What is asked:
Check every line of the material below for the string "size", and return the ones that have it.

··· Data lines

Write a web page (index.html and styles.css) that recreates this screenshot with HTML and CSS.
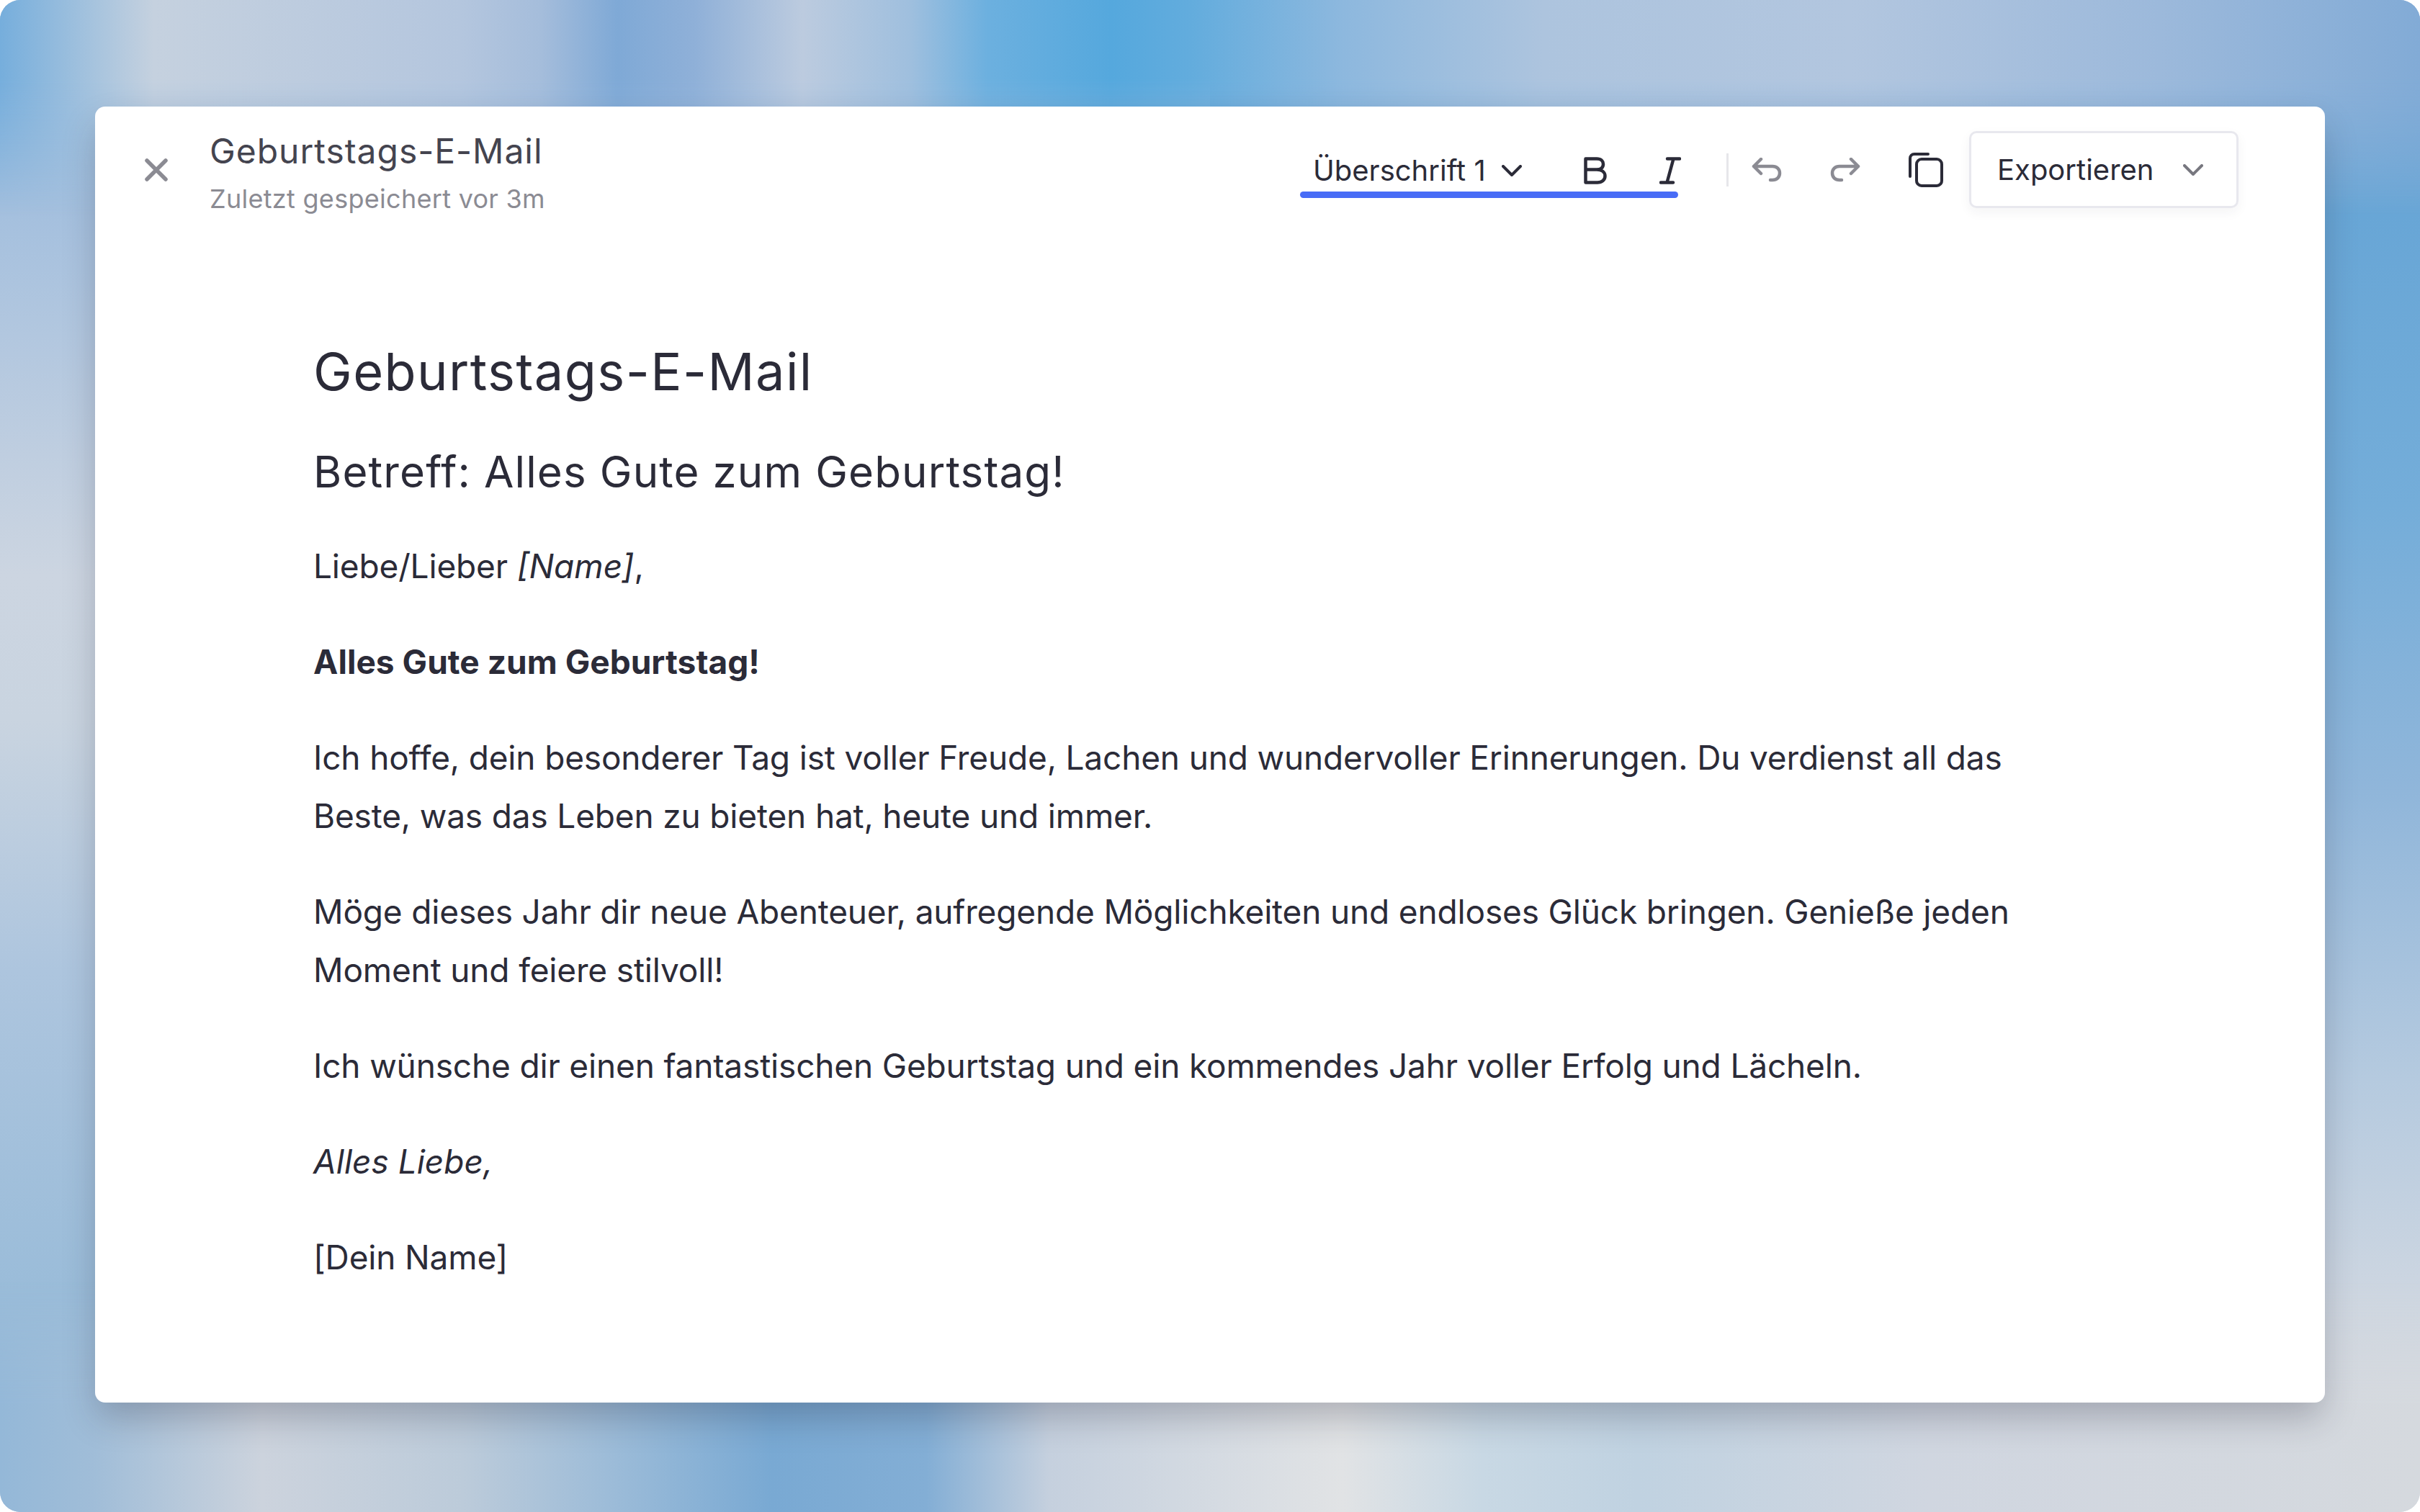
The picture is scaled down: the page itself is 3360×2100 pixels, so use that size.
FILE: index.html
```html
<!DOCTYPE html>
<html lang="de">
<head>
    <meta charset="UTF-8">
    <title>Geburtstags-E-Mail</title>
    <link rel="stylesheet" href="styles.css">
</head>
<body>
    <div class="backdrop">
        <div class="editor">
            <header class="topbar">
                <button class="close-btn">
                    <svg class="icon-close" viewBox="0 0 32 32"><path d="M3 3 L29 29 M29 3 L3 29"/></svg>
                </button>
                <div class="doc-info">
                    <div class="doc-name">Geburtstags-E-Mail</div>
                    <div class="doc-saved">Zuletzt gespeichert vor 3m</div>
                </div>
                <div class="toolbar">
                    <div class="format-group">
                        <div class="format-row">
                            <span class="style-label">Überschrift 1</span>
                            <svg class="icon-chevron" viewBox="0 0 28 16"><path d="M2 2 L14 14 L26 2"/></svg>
                            <svg class="icon-bold" viewBox="0 0 32 38"><path d="M2.500 2.500 H18 C24 2.500 27 6 27 10 C27 14.500 24 17.500 18 17.500 H2.500 Z M18 17.500 C25 17.500 29.500 21 29.500 26.500 C29.500 32 25 35.500 19 35.500 H2.500 V2.500"/></svg>
                            <svg class="icon-italic" viewBox="0 0 30 38"><path d="M11 2.500 H28 M2 35.500 H19 M19.500 2.500 L10.500 35.500"/></svg>
                        </div>
                        <div class="format-bar"></div>
                    </div>
                    <div class="divider"></div>
                    <svg class="icon-history" viewBox="0 0 42 34"><path d="M13 2 L3 12 L13 22 M3 12 H29 C35 12 39 16 39 21.500 C39 27 35 31 29 31 H26"/></svg>
                    <svg class="icon-history redo" viewBox="0 0 42 34"><path d="M29 2 L39 12 L29 22 M39 12 H13 C7 12 3 16 3 21.500 C3 27 7 31 13 31 H16"/></svg>
                    <svg class="icon-copy" viewBox="0 0 48 48"><path d="M27 2 H8 C4.500 2 2 4.500 2 8 V33"/><rect x="11" y="9" width="35" height="37" rx="7"/></svg>
                    <button class="export-btn">
                        <span>Exportieren</span>
                        <svg class="icon-chevron grey" viewBox="0 0 28 16"><path d="M2 2 L14 14 L26 2"/></svg>
                    </button>
                </div>
            </header>
            <main class="document">
                <h1>Geburtstags-E-Mail</h1>
                <h2>Betreff: Alles Gute zum Geburtstag!</h2>
                <p>Liebe/Lieber <em>[Name]</em>,</p>
                <p><strong>Alles Gute zum Geburtstag!</strong></p>
                <p>Ich hoffe, dein besonderer Tag ist voller Freude, Lachen und wundervoller Erinnerungen. Du verdienst all das Beste, was das Leben zu bieten hat, heute und immer.</p>
                <p>Möge dieses Jahr dir neue Abenteuer, aufregende Möglichkeiten und endloses Glück bringen. Genieße jeden Moment und feiere stilvoll!</p>
                <p>Ich wünsche dir einen fantastischen Geburtstag und ein kommendes Jahr voller Erfolg und Lächeln.</p>
                <p><em>Alles Liebe,</em></p>
                <p>[Dein Name]</p>
            </main>
        </div>
    </div>
</body>
</html>
```

FILE: styles.css
```css
html, body {
    margin: 0;
    background-color: white;
}
body {
    font-family: Inter, "Noto Sans", sans-serif;
    color: #2b2b38;
}
.backdrop {
    position: relative;
    overflow: hidden;
    box-sizing: border-box;
    width: 3360px;
    height: 2100px;
    padding: 148px 132px 152px 132px;
    border-radius: 28px;
    background-image:
        linear-gradient(180deg, #8ab5dc 0, #a5c0de 300px, #ccd5e1 800px, #c9d4e0 1000px, #adc5de 1350px, #9abcd9 1800px, #9fbed9 2100px),
        linear-gradient(180deg, #85aed8 0, #68a6d6 300px, #74add9 700px, #90b6da 1100px, #b5cadf 1500px, #cdd6e1 1800px, #d5d9de 2100px);
    background-size: 50% 100%;
    background-position: left top, right top;
    background-repeat: no-repeat;
}
/* colour bands above and below the window, faded into the side gradients */
.backdrop::before,
.backdrop::after {
    content: "";
    position: absolute;
    left: 0;
    right: 0;
}
.backdrop::before {
    top: 0;
    height: 300px;
    background: linear-gradient(90deg, #76aedc 0, #c5d1df 214px, #b4c6de 640px, #a5bddb 750px, #7fa9d6 857px, #8fb0d8 964px, #bccbdf 1114px, #9fbfde 1264px, #6cb0df 1371px, #55a8dd 1543px, #62acdd 1650px, #8db8de 1864px, #adc4de 2143px, #b2c6df 2571px, #9cb9db 3000px, #82abd6 3360px);
    -webkit-mask-image: linear-gradient(180deg, black 110px, transparent 300px);
    mask-image: linear-gradient(180deg, black 110px, transparent 300px);
}
.backdrop::after {
    bottom: 0;
    height: 320px;
    background: linear-gradient(90deg, #94b8d8 0, #a0bdd8 130px, #ccd3dd 364px, #bccbda 643px, #9bbbd8 857px, #79a9d3 1071px, #83aed5 1286px, #c5d0de 1457px, #e1e3e5 1864px, #c8d8e4 2057px, #c0d2e1 2271px, #d0d6e0 2678px, #d5d9de 3360px);
    -webkit-mask-image: linear-gradient(0deg, black 150px, transparent 320px);
    mask-image: linear-gradient(0deg, black 150px, transparent 320px);
}
.editor {
    position: relative;
    z-index: 1;
    height: 100%;
    background-color: white;
    border-radius: 14px;
    box-shadow: 0 24px 48px -4px rgba(30, 30, 50, 0.26);
}
.topbar {
    display: flex;
    align-items: center;
    height: 175px;
    padding: 0 120px 0 69px;
}
button {
    font-family: inherit;
    background: none;
    border: none;
    padding: 0;
}
.close-btn {
    display: flex;
    margin-right: 58px;
}
svg {
    fill: none;
    stroke-linecap: round;
    stroke-linejoin: round;
    flex-shrink: 0;
}
.icon-close {
    width: 32px;
    height: 32px;
    stroke: #8b8b93;
    stroke-width: 5.500;
}
.doc-info {
    margin-top: 8px;
}
.doc-name {
    font-size: 48px;
    line-height: 62px;
    letter-spacing: 0.02em;
    color: #44444f;
}
.doc-saved {
    font-size: 36px;
    line-height: 50px;
    letter-spacing: 0.008em;
    margin-top: 10px;
    color: #8b8b93;
}
.toolbar {
    display: flex;
    align-items: center;
    margin-left: auto;
}
.format-group {
    display: flex;
    flex-direction: column;
    width: 525px;
    margin-top: 12px;
}
.format-row {
    display: flex;
    align-items: center;
    height: 56px;
    padding-left: 18px;
}
.style-label {
    font-size: 40px;
    line-height: 56px;
    white-space: nowrap;
}
.icon-chevron {
    width: 28px;
    height: 16px;
    margin-left: 22px;
    stroke: #2b2b38;
    stroke-width: 4;
}
.icon-chevron.grey {
    stroke: #77777f;
}
.icon-bold {
    width: 32px;
    height: 38px;
    margin-left: 86px;
    stroke: #2b2b38;
    stroke-width: 4.500;
}
.icon-italic {
    width: 30px;
    height: 38px;
    margin-left: 73px;
    stroke: #2b2b38;
    stroke-width: 4.500;
}
.format-bar {
    height: 9px;
    margin-top: 1px;
    border-radius: 5px;
    background-color: #486cf6;
}
.divider {
    width: 3px;
    height: 46px;
    margin: 0 32px 0 67px;
    background-color: #e6e6ea;
}
.icon-history {
    width: 42px;
    height: 34px;
    stroke: #8b8b93;
    stroke-width: 4.500;
}
.icon-history.redo {
    margin-left: 67px;
}
.icon-copy {
    width: 48px;
    height: 48px;
    margin-left: 67px;
    stroke: #2b2b38;
    stroke-width: 4;
}
.export-btn {
    display: flex;
    align-items: center;
    box-sizing: border-box;
    width: 374px;
    height: 107px;
    margin-left: 36px;
    padding: 0 46px 0 36px;
    justify-content: space-between;
    font-size: 40px;
    color: #2b2b38;
    border: 3px solid #e8e8ee;
    border-radius: 10px;
    box-shadow: 0 6px 16px rgba(30, 30, 60, 0.05);
}
.export-btn .icon-chevron {
    margin-left: 0;
}
.document {
    padding: 0 378px 0 303px;
}
h1 {
    margin: 0;
    padding-top: 151px;
    font-size: 72px;
    line-height: 84px;
    font-weight: 400;
    letter-spacing: 0.02em;
}
h2 {
    margin: 55px 0 0;
    font-size: 60px;
    line-height: 84px;
    font-weight: 400;
    letter-spacing: 0.019em;
}
p {
    margin: 52px 0 0;
    font-size: 46px;
    line-height: 81px;
    letter-spacing: -0.16px;
}
h2 + p {
    margin-top: 49px;
}
em {
    letter-spacing: 0;
}
strong {
    font-weight: 700;
    letter-spacing: 0.04px;
}
```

······

Response:
The picture is scaled down: the page itself is 3360×2100 pixels, so use that size.
    background-size: 50% 100%;
    font-size: 48px;
    font-size: 36px;
    font-size: 40px;
    font-size: 40px;
    font-size: 72px;
    font-size: 60px;
    font-size: 46px;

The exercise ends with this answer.